Verdict Overturned in Oil Royalties Case

A three-judge panel of the U.S. Court of Appeals for the D.C. Circuit ruled that a defendant's intent to give or receive compensation for government services is a required element that the federal government must prove.

A federal appeals court has overturned the verdict against a senior economist at the U.S. Interior Department and POGO, the Project on Government Oversight, in connection with two 1997 lawsuits in which POGO claimed major oil companies had undervalued royalty payments to the Minerals Management Service for oil extracted from federal lands. MMS is no more, of course, having been renamed the Bureau of Ocean Energy Management, Regulation and Enforcement after the Deepwater Horizon rig explosion and spill in the Gulf of Mexico.

The government intervened in POGO's lawsuits and settled with the defendant oil companies for $440 million. POGO received help during its investigation of the royalty payments from DOI Senior Economist Robert A. Berman, who agreed with POGO that he'd receive one-third of any money POGO recovered. More than four years after POGO paid him $383,600 in November 1998, the Justice Department filed a civil complaint charging both with violating 18 U.S.C. 209(a), which bars federal workers from accepting compensation from any other source "for services as an officer or employee of the executive branch of the United States government."

At trial in 2008, the judge refused a defense request to instruct the jury that intent to compensate Berman for his services as a government employee was an essential element of a 209(a) violation. The jury found against both POGO and Berman, and the trial judge assessed a penalty of $383,600 against Berman and $120,000 against POGO.

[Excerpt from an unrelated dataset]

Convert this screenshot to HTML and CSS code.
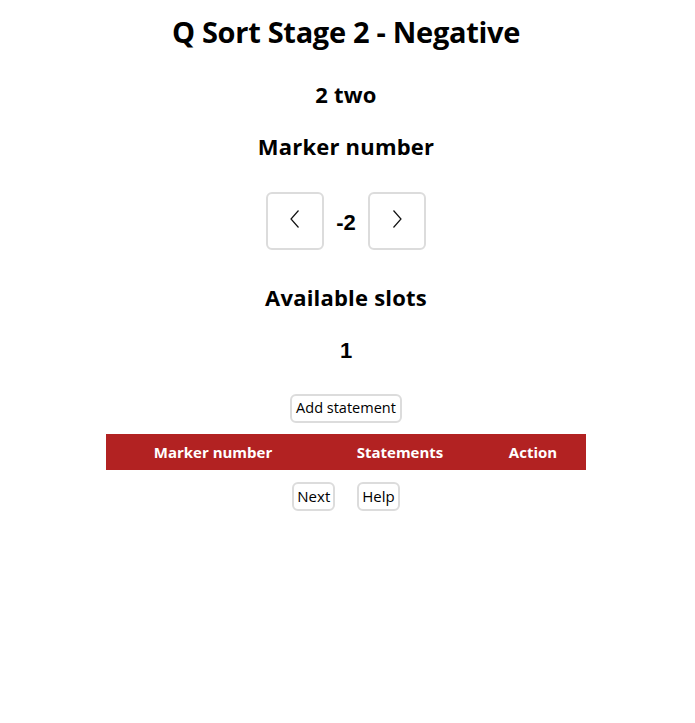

On Tuesday, the appeals court held that a defendant's intent to give or receive compensation for government services is indeed a required element of a 209(a) violation. While the statute says nothing about intent, it's important that the language in 209(a) that renders defendants civilly liable also makes them guilty of a criminal offense, the court said, citing a long line of U.S. Supreme Court cases that found the omission of any mention of intent will not be construed as eliminating intent from a criminal offense. And because the violation hinges upon payment made "as compensation," the intent of the payor must be determined, the judges ruled.

The decision notes that POGO's check to Berman indicated it was a "Public Service Award," and an accompanying letter said it was awarded to him for his "decade-long public-spirited work to expose and stop the oil companies' underpayment of royalties for the production of crude oil on federal and Indian lands."